Alluvial plains occupy the western half of Westmoreland parish, with the multi-tributaried Cabarita River meandering down from the Dolphin Head Mountains through vast cane fields, to arrive at the parish’s concrete capital, Savanna-la-Mar, where brisk trade and honking horns fight against the soupy humidity. A few kilometres inland from Sav-la-Mar, Roaring River marks its entrance above ground with a spectacular blue swimming hole, having carved out an inky cave on its way, and more fabulous swimming is available at Mayfield Falls.
Hills rise up once more to the east of the parish beyond Savanna-la-Mar, hiding lush stretches of coastline and beach with reef-fringed shallows below at the contiguous fishing communities of Bluefields, Belmont and Whitehouse; a series of low-key hotels and guesthouses are perfect to appreciate the area’s unhurried charm.
Belmont
Birthplace and later home of reggae-revolutionary Peter Tosh, BELMONT is a slow coastal village with a lot of life going on beneath the surface, stretching back from the main road into the hills above. Just three kilometres from the public beach at Bluefields (and 19km from Sav-la-Mar), Belmont has its own deserted fishing beach at the village’s southeastern end which in some ways is even more attractive – and you’ll always meet some interesting locals while you’re there. Offering a range of accommodation from basic to exclusive, the village is certainly a great place to relax, swim, take a boat trip, and discover rural south coast Jamaican life.
The region southeast of town as you continue along the A2 (though long forgotten by all but the most learned and aged locals) is known as Surinam Quarters in honour of the English who resettled here when the former British colony was captured by the Dutch in 1667. The scenery becomes drier, with swaths of pasture and plenty of cattle.
Peter Tosh
Consciously controversial, Peter Tosh (born McIntosh) was Jamaica’s best-known lyrical agitator.
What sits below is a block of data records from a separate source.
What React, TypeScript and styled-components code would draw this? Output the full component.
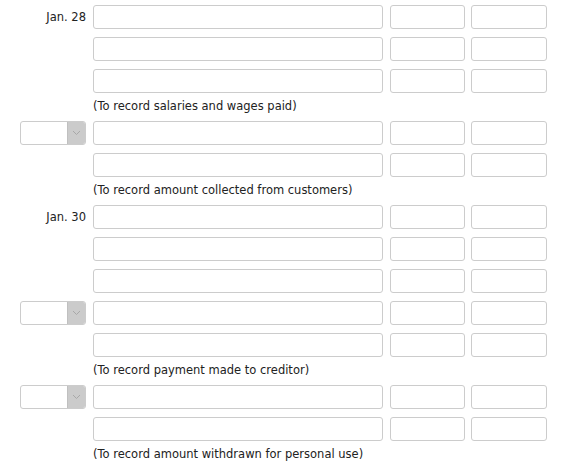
import React from "react";
import styled, { createGlobalStyle } from "styled-components";

const GlobalStyle = createGlobalStyle`
    html, body {
        margin: 0;
        padding: 0;
        background: #ffffff;
    }
    body {
        font-family: "DejaVu Sans", Verdana, sans-serif;
        font-size: 11.5px;
        color: #222222;
    }
`;

type Line =
    | { kind: "row"; date?: string; select?: boolean }
    | { kind: "note"; text: string };

const lines: Line[] = [
    { kind: "row", date: "Jan. 28" },
    { kind: "row" },
    { kind: "row" },
    { kind: "note", text: "(To record salaries and wages paid)" },
    { kind: "row", select: true },
    { kind: "row" },
    { kind: "note", text: "(To record amount collected from customers)" },
    { kind: "row", date: "Jan. 30" },
    { kind: "row" },
    { kind: "row" },
    { kind: "row", select: true },
    { kind: "row" },
    { kind: "note", text: "(To record payment made to creditor)" },
    { kind: "row", select: true },
    { kind: "row" },
    { kind: "note", text: "(To record amount withdrawn for personal use)" },
];

export default function App() {
    return (
        <>
            <GlobalStyle />
            <Journal>
                {lines.map((line, i) =>
                    line.kind === "note" ? (
                        <Note key={i}>{line.text}</Note>
                    ) : (
                        <EntryRow key={i}>
                            <DateCell>
                                {line.date}
                                {line.select && (
                                    <DateSelect>
                                        <SelectValue />
                                        <SelectArrow>
                                            <svg width="9" height="6" viewBox="0 0 9 6">
                                                <path d="M1 1 L4.5 4.5 L8 1" fill="none" stroke="#a8a8a8" strokeWidth="1" />
                                            </svg>
                                        </SelectArrow>
                                    </DateSelect>
                                )}
                            </DateCell>
                            <Field width={290} />
                            <Field width={75} gap={7} />
                            <Field width={76} gap={6} />
                        </EntryRow>
                    )
                )}
            </Journal>
        </>
    );
}

const Journal = styled.div`
    display: flex;
    flex-direction: column;
    padding-top: 5px;
`;

const EntryRow = styled.div`
    display: flex;
    align-items: center;
    height: 24px;
    margin-bottom: 8px;
`;

const DateCell = styled.div`
    width: 86px;
    flex: none;
    display: flex;
    justify-content: flex-end;
    align-items: center;
    margin-right: 7px;
    padding-right: 0;
    box-sizing: border-box;
    white-space: nowrap;
`;

const DateSelect = styled.div`
    display: flex;
    width: 66px;
    height: 24px;
    border: 1px solid #cccccc;
    border-radius: 3px;
    box-sizing: border-box;
    overflow: hidden;
    background: #ffffff;
`;

const SelectValue = styled.div`
    flex: 1;
`;

const SelectArrow = styled.div`
    width: 17px;
    display: flex;
    align-items: center;
    justify-content: center;
    background: #cbcbcb;
    border-left: 1px solid #c0c0c0;
`;

const Field = styled.div<{ width: number; gap?: number }>`
    width: ${({ width }) => width}px;
    height: 24px;
    flex: none;
    margin-left: ${({ gap }) => gap ?? 0}px;
    border: 1px solid #cccccc;
    border-radius: 3px;
    box-sizing: border-box;
    background: #ffffff;
`;

const Note = styled.div`
    padding-left: 93px;
    height: 16px;
    line-height: 16px;
    margin-top: -3px;
    margin-bottom: 7px;
    white-space: nowrap;
`;
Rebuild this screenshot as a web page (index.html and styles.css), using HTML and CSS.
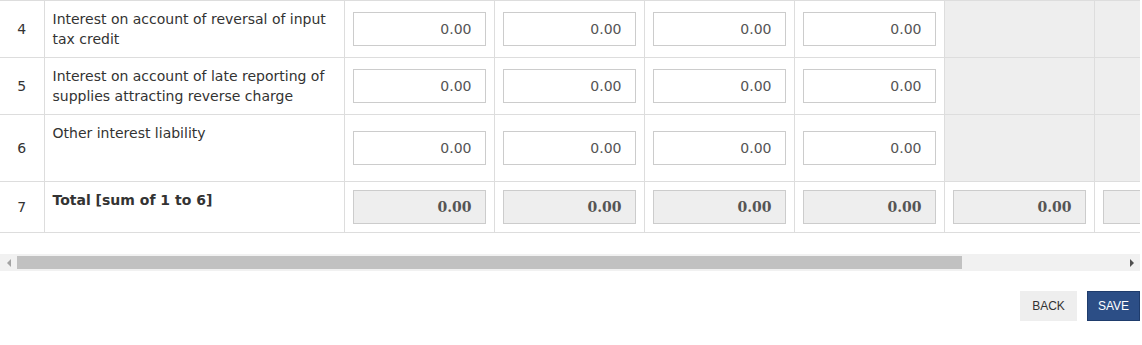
FILE: index.html
```html
<!DOCTYPE html>
<html lang="en">

<head>
    <meta charset="UTF-8" />
    <meta name="viewport" content="width=device-width, initial-scale=1.0" />
    <title>Interest liability</title>
    <link rel="stylesheet" href="styles.css">
</head>

<body>
    <div class="main">
        <div class="table-scroll">
            <table class="grid">
                <colgroup>
                    <col class="col-no">
                    <col class="col-desc">
                    <col class="col-amt">
                    <col class="col-amt">
                    <col class="col-amt">
                    <col class="col-amt">
                    <col class="col-amt">
                    <col class="col-last">
                </colgroup>
                <tr class="row-two">
                    <td class="cell-no">4</td>
                    <td class="cell-desc">Interest on account of reversal of input tax credit</td>
                    <td class="cell-amt"><input class="amt" type="text" value="0.00"></td>
                    <td class="cell-amt"><input class="amt" type="text" value="0.00"></td>
                    <td class="cell-amt"><input class="amt" type="text" value="0.00"></td>
                    <td class="cell-amt"><input class="amt" type="text" value="0.00"></td>
                    <td class="cell-off"></td>
                    <td class="cell-off"></td>
                </tr>
                <tr class="row-two">
                    <td class="cell-no">5</td>
                    <td class="cell-desc">Interest on account of late reporting of supplies attracting reverse charge</td>
                    <td class="cell-amt"><input class="amt" type="text" value="0.00"></td>
                    <td class="cell-amt"><input class="amt" type="text" value="0.00"></td>
                    <td class="cell-amt"><input class="amt" type="text" value="0.00"></td>
                    <td class="cell-amt"><input class="amt" type="text" value="0.00"></td>
                    <td class="cell-off"></td>
                    <td class="cell-off"></td>
                </tr>
                <tr class="row-other">
                    <td class="cell-no">6</td>
                    <td class="cell-desc">Other interest liability</td>
                    <td class="cell-amt"><input class="amt" type="text" value="0.00"></td>
                    <td class="cell-amt"><input class="amt" type="text" value="0.00"></td>
                    <td class="cell-amt"><input class="amt" type="text" value="0.00"></td>
                    <td class="cell-amt"><input class="amt" type="text" value="0.00"></td>
                    <td class="cell-off"></td>
                    <td class="cell-off"></td>
                </tr>
                <tr class="row-total">
                    <td class="cell-no">7</td>
                    <td class="cell-desc total-label">Total [sum of 1 to 6]</td>
                    <td class="cell-amt"><input class="amt amt-total" type="text" value="0.00" readonly></td>
                    <td class="cell-amt"><input class="amt amt-total" type="text" value="0.00" readonly></td>
                    <td class="cell-amt"><input class="amt amt-total" type="text" value="0.00" readonly></td>
                    <td class="cell-amt"><input class="amt amt-total" type="text" value="0.00" readonly></td>
                    <td class="cell-amt"><input class="amt amt-total" type="text" value="0.00" readonly></td>
                    <td class="cell-amt"><input class="amt amt-total amt-wide" type="text" value="0.00" readonly></td>
                </tr>
            </table>
        </div>

        <!-- horizontal scrollbar of the table area -->
        <div class="hscroll">
            <div class="hscroll-btn"><span class="arrow-left"></span></div>
            <div class="hscroll-track">
                <div class="hscroll-thumb"></div>
            </div>
            <div class="hscroll-btn"><span class="arrow-right"></span></div>
        </div>

        <div class="actions">
            <button class="btn btn-back" type="button">BACK</button>
            <button class="btn btn-save" type="button">SAVE</button>
        </div>
    </div>
</body>

</html>
```

FILE: styles.css
```css
body {
    margin: 0;
    font-family: "DejaVu Sans", Verdana, sans-serif;
    font-size: 14px;
    color: #333;
    background-color: #fff;
}

.main {
    width: 1140px;
}

.table-scroll {
    width: 1140px;
    overflow: hidden;
    padding-bottom: 21px;
}

.grid {
    border-collapse: collapse;
    table-layout: fixed;
    width: 1334px;
}

.col-no {
    width: 44px;
}

.col-desc {
    width: 300px;
}

.col-amt {
    width: 150px;
}

.col-last {
    width: 240px;
}

.grid td {
    border: 1px solid #ddd;
    padding: 0 8px;
    line-height: 20px;
}

.grid tr td:first-child {
    border-left: none;
}

.cell-no {
    text-align: center;
    vertical-align: middle;
    padding: 0 !important;
}

.cell-desc {
    vertical-align: top;
    padding-top: 8px !important;
}

.cell-amt {
    vertical-align: middle;
}

.cell-off {
    background-color: #eee;
}

.row-two {
    height: 57px;
}

.row-other {
    height: 67px;
}

.row-total {
    height: 51px;
}

.total-label {
    font-weight: bold;
}

.amt {
    display: block;
    box-sizing: border-box;
    width: 133px;
    height: 34px;
    margin: 0;
    padding: 0 13px 0 6px;
    border: 1px solid #ccc;
    background-color: #fff;
    font-family: "DejaVu Sans", Verdana, sans-serif;
    font-size: 14px;
    color: #555;
    text-align: right;
    outline: none;
}

.amt-total {
    background-color: #eee;
    font-family: "DejaVu Serif", Georgia, serif;
    font-weight: bold;
    font-size: 14px;
    color: #555;
}

.amt-wide {
    width: 224px;
}

.hscroll {
    display: flex;
    width: 1140px;
    height: 17px;
    background-color: #f1f1f1;
}

.hscroll-btn {
    width: 17px;
    display: flex;
    align-items: center;
    justify-content: center;
}

.hscroll-track {
    flex: 1;
    display: flex;
    align-items: center;
}

.hscroll-thumb {
    width: 945px;
    height: 13px;
    background-color: #c1c1c1;
}

.arrow-left {
    width: 0;
    height: 0;
    border-top: 4px solid transparent;
    border-bottom: 4px solid transparent;
    border-right: 4px solid #a3a3a3;
}

.arrow-right {
    width: 0;
    height: 0;
    border-top: 4px solid transparent;
    border-bottom: 4px solid transparent;
    border-left: 4px solid #505050;
}

.actions {
    display: flex;
    justify-content: flex-end;
    gap: 10px;
    margin-top: 20px;
}

.btn {
    height: 30px;
    padding: 0 11px;
    border: 1px solid transparent;
    font-family: "Liberation Sans", Arial, sans-serif;
    font-size: 12px;
    cursor: pointer;
}

.btn-back {
    background-color: #eee;
    border-color: #eee;
    color: #333;
}

.btn-save {
    background-color: #2c4e86;
    border-color: #1f3c6c;
    color: #fff;
    padding: 0 10px;
}
```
Born an only child in Belmont on October 19, 1944, he was raised by an aunt in the west Kingston tenement yards dominated, at the time, by the explosion of harmony groups that transformed post-independence Kingston into a hotbed of aspirations. Every newly arrived country “bhuttu” (or bumpkin) wanted to be a singer and Tosh followed suit, embarking on a mission to reveal home truths from a ghetto perspective. He saved to buy his first guitar and in 1964 formed vocal trio the Wailers with teenage allies Bunny Livingstone and Bob Marley. In 1972 they signed to Chris Blackwell’s Island label, and recorded Catch a Fire and Burnin’ together while Tosh put out tracks on his own Intel Diplo HIM label (Intelligent Diplomat for His Imperial Majesty), all the time becoming increasingly bitter over pay and personal disputes with the man he referred to as “Whiteworst”. By 1974, he and Bunny Livingstone had gone their separate ways.